3. Commercial Decisions of Committee of Creditors (‘CoC’)
(a) A ‘Core Committee’ or ‘Sub-Committee’ of lenders is unknown and against the provisions of the IBC. IBC or insolvency regulations do not empower the CoC to delegate the duties of the CoC to such committees. Specifically, the CoC cannot delegate its powers to negotiate a resolution plan to any sub-committee. Each lender must consider the resolution plan and its viability and feasibility, which are commercial decisions of the CoC and not amenable to judicial review.
(b) The key commercial decisions to be taken by the COC are: (i) to identify if the corporate debtor is viable or not and to provide for rescue of a failing viable corporate debtor and close one that is failing and unviable; (ii) to visualise the appropriate resolution plan by the resolution applicant who can reorganise the corporate debtor in terms of its complexity and scale, address the cause of failure, parameters to assess the viability and feasibility; (iii) to ensure that the corporate debtor continues as a going concern; (iv) to consider only those plans which are – (a) provided by capable resolution applicants, (b) in compliance with applicable law, (c) feasible and viable, (d) have potential to address the default, and (e) provide for effective implementation of the plan. Of such plans, the CoC must approve the one which maximises the value of the assets of the corporate debtor and balances all the stakeholders, irrespective of realisation of creditors.
(c) Distribution of amounts under a resolution plan is not a commercial decision. CoC may approve restructuring of realisation for financial creditors to maximise value, or sharing of realisation under the plan among various classes of creditors or exemptions from taxes and duties, for implementation of the plan. However, such decisions of CoC are not commercial and open to scrutiny by the tribunals / courts.
4. Power of Distribution of Proceeds
NCLAT held that given that the members of the CoC are interested parties, they are not supposed to decide the manner in which the distribution is to take place. Financial creditors being claimants at par with other claimants have a conflict of interest and cannot distribute the amount amongst themselves and provide minimal or nil amount to other financial creditors or operational creditors. Resolution applicant in its plan must provide the amount it proposes and its distribution among stakeholders. Resolution professional is required to notice if the plan provides for payment to operational creditors in the prescribed manner (Section 30(2)(b)).

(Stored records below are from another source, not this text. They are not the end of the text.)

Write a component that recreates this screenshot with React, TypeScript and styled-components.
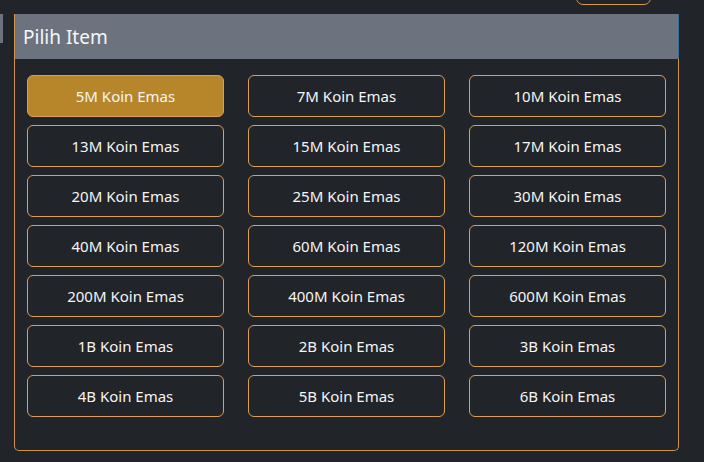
import React, { useState } from 'react';
import styled, { createGlobalStyle } from 'styled-components';

const GlobalStyle = createGlobalStyle`
  html, body { margin: 0; padding: 0; background: #212429; }
  body { font-family: 'Noto Sans', 'Open Sans', sans-serif; color: #fff; overflow: hidden; }
`;

/* -------------------------- styles -------------------------- */
const Page = styled.div` width: 704px; height: 462px; display: flex; flex-direction: column; `;
const TopBar = styled.div`
  height: 14px; display: flex; justify-content: flex-end; padding-right: 53px; overflow: hidden;
`;
const TopButton = styled.div`
  width: 75px; height: 20px; margin-top: -15px; box-sizing: border-box;
  border: 1px solid #d99a4c; border-radius: 7px; background: #212429;
`;
const Main = styled.div` display: flex; align-items: flex-start; `;
const SideEdge = styled.div` width: 3px; height: 29px; background: #6c737f; margin-right: 11px; `;
const Panel = styled.div`
  width: 665px; box-sizing: border-box; border: 1px solid #cf9448; border-top: none;
  border-radius: 0 0 5px 5px; background: #212429;
`;
const Header = styled.div`
  height: 45px; background: #6c737f; display: flex; align-items: center;
  padding-left: 8px; font-size: 19px; color: #f4f6f8; border-right: 1px solid #3c6f95;
  margin-right: -1px; box-sizing: border-box;
`;
const Grid = styled.div`
  display: grid; grid-template-columns: repeat(3, 197px); column-gap: 24px; row-gap: 8px;
  padding: 16px 12px 33px;
`;
const Item = styled.button<{ $active?: boolean }>`
  height: 42px; border-radius: 6px; border: 1px solid #dc9f52;
  background: ${p => (p.$active ? '#b7862a' : '#212429')};
  color: #f5f5f5; font-family: 'Noto Sans', 'Open Sans', sans-serif; font-size: 15px;
  cursor: pointer; padding: 0;
`;

const items = [
  '5M', '7M', '10M', '13M', '15M', '17M', '20M', '25M', '30M', '40M', '60M', '120M',
  '200M', '400M', '600M', '1B', '2B', '3B', '4B', '5B', '6B',
];

/* ------------------------- component ------------------------ */
const App: React.FC = () => {
  const [selected, setSelected] = useState(0);
  return (
    <Page>
      <GlobalStyle />
      <TopBar><TopButton /></TopBar>
      <Main>
        <SideEdge />
        <Panel>
          <Header>Pilih Item</Header>
          <Grid>
            {items.map((it, i) => (
              <Item key={it} $active={i === selected} onClick={() => setSelected(i)}>
                {it} Koin Emas
              </Item>
            ))}
          </Grid>
        </Panel>
      </Main>
    </Page>
  );
};

export default App;
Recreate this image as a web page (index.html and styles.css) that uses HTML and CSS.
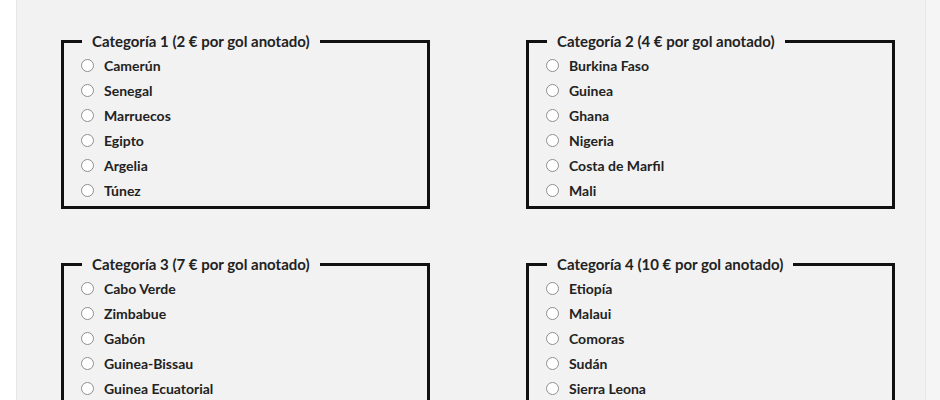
FILE: index.html
```html
<!DOCTYPE html>
<html lang="es">
<head>
<meta charset="utf-8">
<title>Categorías</title>
<link rel="stylesheet" href="styles.css">
</head>
<body>
<div class="page">
  <div class="main">
    <div class="grid">
      <fieldset class="cat">
        <legend>Categoría 1 (2 € por gol anotado)</legend>
        <ul class="opts">
          <li><span class="radio"></span>Camerún</li>
          <li><span class="radio"></span>Senegal</li>
          <li><span class="radio"></span>Marruecos</li>
          <li><span class="radio"></span>Egipto</li>
          <li><span class="radio"></span>Argelia</li>
          <li><span class="radio"></span>Túnez</li>
        </ul>
      </fieldset>
      <fieldset class="cat">
        <legend>Categoría 2 (4 € por gol anotado)</legend>
        <ul class="opts">
          <li><span class="radio"></span>Burkina Faso</li>
          <li><span class="radio"></span>Guinea</li>
          <li><span class="radio"></span>Ghana</li>
          <li><span class="radio"></span>Nigeria</li>
          <li><span class="radio"></span>Costa de Marfil</li>
          <li><span class="radio"></span>Mali</li>
        </ul>
      </fieldset>
      <fieldset class="cat">
        <legend>Categoría 3 (7 € por gol anotado)</legend>
        <ul class="opts">
          <li><span class="radio"></span>Cabo Verde</li>
          <li><span class="radio"></span>Zimbabue</li>
          <li><span class="radio"></span>Gabón</li>
          <li><span class="radio"></span>Guinea-Bissau</li>
          <li><span class="radio"></span>Guinea Ecuatorial</li>
        </ul>
      </fieldset>
      <fieldset class="cat">
        <legend>Categoría 4 (10 € por gol anotado)</legend>
        <ul class="opts">
          <li><span class="radio"></span>Etiopía</li>
          <li><span class="radio"></span>Malaui</li>
          <li><span class="radio"></span>Comoras</li>
          <li><span class="radio"></span>Sudán</li>
          <li><span class="radio"></span>Sierra Leona</li>
        </ul>
      </fieldset>
    </div>
  </div>
</div>
</body>
</html>
```

FILE: styles.css
```css
html, body {
  margin: 0;
  padding: 0;
}
body {
  background: #f5f5f5;
  font-family: "Lato", "Noto Sans", sans-serif;
  color: #222;
  height: 400px;
  overflow: hidden;
}
.page {
  display: flex;
  height: 400px;
}
.page::before {
  content: "";
  width: 16px;
  background: #fff;
  flex: none;
}
.main {
  width: 910px;
  background: #f2f2f2;
  border-left: 1px solid #e6e6e6;
  border-right: 1px solid #e6e6e6;
  padding: 31px 0 0 44px;
  box-sizing: border-box;
}
.grid {
  display: grid;
  grid-template-columns: 369px 369px;
  column-gap: 96px;
  row-gap: 45px;
}
.cat {
  margin: 0;
  border: 3px solid #111;
  padding: 0 18px 0 18px;
  height: 178px;
  box-sizing: border-box;
  min-width: 0;
}
.cat legend {
  padding: 0 10px;
  font-size: 15px;
  font-weight: 700;
  line-height: 20px;
}
.opts {
  list-style: none;
  margin: 2px 0 0 0;
  padding: 0;
  display: flex;
  flex-direction: column;
}
.opts li {
  display: flex;
  align-items: center;
  height: 25px;
  font-size: 14px;
  font-weight: 700;
}
.radio {
  width: 11px;
  height: 11px;
  border: 1px solid #8f8f8f;
  border-radius: 50%;
  background: #fff;
  margin-right: 10px;
  margin-left: -1px;
  flex: none;
}
```
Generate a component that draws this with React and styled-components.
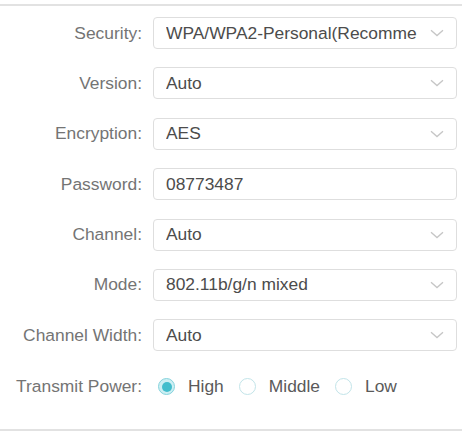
import React from 'react'
import styled, { createGlobalStyle } from 'styled-components'

const GlobalStyle = createGlobalStyle`
  html, body {
    margin: 0;
    padding: 0;
    background: #fff;
  }
  body {
    font-family: "Liberation Sans", Arial, sans-serif;
  }
`

const Panel = styled.div`
  width: 462px;
  height: 431px;
  box-sizing: border-box;
  padding-top: 4px;
  display: flex;
  flex-direction: column;
  background: #fff;
`

const Rule = styled.div`
  height: 2px;
  background: #e2e2e2;
  flex: 0 0 auto;
`

const Form = styled.div`
  flex: 1 1 auto;
  padding-top: 11px;
  display: flex;
  flex-direction: column;
  gap: 18.4px;
`

const Row = styled.div`
  display: flex;
  align-items: center;
  height: ${({ $tall }) => ($tall ? '36px' : '32px')};
  margin-top: ${({ $tall }) => ($tall ? '-1px' : '0')};
`

const Label = styled.div`
  width: 142px;
  flex: 0 0 auto;
  padding-right: 11px;
  box-sizing: content-box;
  text-align: right;
  color: #747474;
  font-size: 17.4px;
  white-space: nowrap;
`

const Field = styled.div`
  width: 304px;
  height: 32px;
  box-sizing: border-box;
  border: 1px solid #dedede;
  border-radius: 4px;
  display: flex;
  align-items: center;
  padding: 0 12px 0 12px;
  color: #4c4c4c;
  font-size: 17.4px;
  overflow: hidden;
`

const Value = styled.span`
  flex: 1 1 auto;
  white-space: nowrap;
  overflow: hidden;
`

const Chevron = styled.svg`
  flex: 0 0 auto;
  margin-left: 8px;
  width: 14px;
  height: 8px;
`

const RadioGroup = styled.div`
  display: flex;
  align-items: center;
  padding-left: 5px;
`

const RadioItem = styled.label`
  display: flex;
  align-items: center;
  gap: 13px;
  margin-right: 15px;
  color: #5a5a5a;
  font-size: 17.4px;
`

const RadioDot = styled.span`
  width: 17px;
  height: 17px;
  box-sizing: border-box;
  border-radius: 50%;
  border: 1.5px solid ${({ $on }) => ($on ? '#86d3dd' : '#c2e4e9')};
  background: ${({ $on }) => ($on ? '#cdeff3' : '#fff')};
  display: flex;
  align-items: center;
  justify-content: center;

  &::after {
    content: '';
    width: 10px;
    height: 10px;
    border-radius: 50%;
    background: ${({ $on }) => ($on ? '#42bdcc' : 'transparent')};
  }
`

const Arrow = () => (
  <Chevron viewBox="0 0 14 8">
    <path d="M1 1.2 L7 6.6 L13 1.2" fill="none" stroke="#c6c6c6" strokeWidth="1.3" />
  </Chevron>
)

const fields = [
  { label: 'Security:', value: 'WPA/WPA2-Personal(Recomme', select: true },
  { label: 'Version:', value: 'Auto', select: true },
  { label: 'Encryption:', value: 'AES', select: true },
  { label: 'Password:', value: '08773487', select: false },
  { label: 'Channel:', value: 'Auto', select: true },
  { label: 'Mode:', value: '802.11b/g/n mixed', select: true },
  { label: 'Channel Width:', value: 'Auto', select: true },
]

const powers = ['High', 'Middle', 'Low']

const App = () => (
  <>
    <GlobalStyle />
    <Panel>
      <Rule />
      <Form>
        {fields.map((f) => (
          <Row key={f.label}>
            <Label>{f.label}</Label>
            <Field>
              <Value>{f.value}</Value>
              {f.select && <Arrow />}
            </Field>
          </Row>
        ))}
        <Row $tall>
          <Label>Transmit Power:</Label>
          <RadioGroup>
            {powers.map((p) => (
              <RadioItem key={p}>
                <RadioDot $on={p === 'High'} />
                {p}
              </RadioItem>
            ))}
          </RadioGroup>
        </Row>
      </Form>
      <Rule />
    </Panel>
  </>
)

export default App
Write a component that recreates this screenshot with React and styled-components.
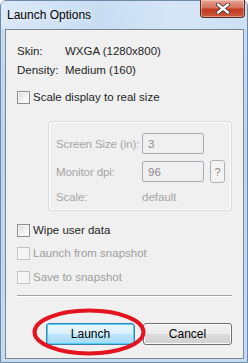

If a resolution plan does not show the distribution among creditors, it cannot be placed before the CoC.
5. Classification of Creditors
(a) Financial Creditors as one class
The resolution plan submitted by the resolution applicant in this case categorised the distribution of amounts amongst the financial creditors under four sub-heads i.e. (i) Secured Financial Creditors, having charge on project assets; (ii) Secured Financial Creditors, having no charge on project assets; (iii) Unsecured Financial Creditors, with admitted claims less than Rs. 1 million; and (iv) Unsecured Financial Creditors, with admitted claims equal to or above Rs. 1 million. NCLAT observed that all financial creditors form one class and they cannot be sub-classified into secured or unsecured for the purpose of resolution plan. There can be no distinction between secured or unsecured financial creditors for the purposes of distribution of monies under a resolution plan.
(b) Classification of Operational Creditors
The resolution plan submitted by the resolution applicant in this case categorised the distribution of amounts amongst the operational creditors under three sub-heads i.e. (i) workmen and employees; (ii) operational creditors (other than workmen and employees) – where admitted claim amount was less than Rs. 10 million; and (iii) operational creditors (other than workmen and employees) – where admitted claim amount was equal to or more than Rs. 10 million ('Operational Creditors II'). The Resolution Plan proposed payment of 100% of admitted claims to the first two categories of the operational creditors and NIL amount to Operational Creditors II. NCLAT observed that, based on the definition of ‘operational debt’ in IBC, operational creditors can be classified in three classes for determining the manner of distribution (i) employees and workmen, (ii) suppliers of goods and services; and (iii) statutory dues. It was held that Operational Creditors II cannot ask for same treatment as first two categories i.e. payment of 100% of admitted claims.
6. Manner of Distribution of Proceeds
(a) NCLAT held that the resolution under a CIRP involves distribution of debt out of the amount proposed to be paid by the resolution applicant. It is not distribution out of the assets of the corporate debtor pursuant to liquidation and Section 53 (Distribution of Assets) of the IBC cannot be used to determine the manner of distribution of monies among stakeholders under a resolution plan.
(b) The share of financial and operational creditors in amounts proposed under a resolution plan was held to be the percentage that the resolution amount bears to the total amount of admitted claim of all stakeholders. So percentage of amount payable to all financial creditors was held to be a fixed percent (60.7%) of the respective admitted claim amount.
(c) On the pay out to operational creditors proposed under the resolution plan, NCLAT observed that the allocation to Operational Creditors II was discriminatory (originally NIL and then revised by CoC to 20.5%). It was held that the amount proposed under a resolution plan should be shared in the same percentage between the financial creditors and operational creditors, with amounts payable to operational creditors subject to adjustment as per classification of operational creditors noted above. Hence the total amount available to operational creditors was held to be 60.7% of operational debt and Operational Creditors II were to be paid 60.268%, while the other operational creditors were allowed payment of 100% of admitted claims.
7. Profits during CIRP Period
Unless a resolution applicant pays full claimed amount to creditors, profit during CIRP period should be paid to financial and operational creditors on pro-rata basis not exceeding their admitted claim.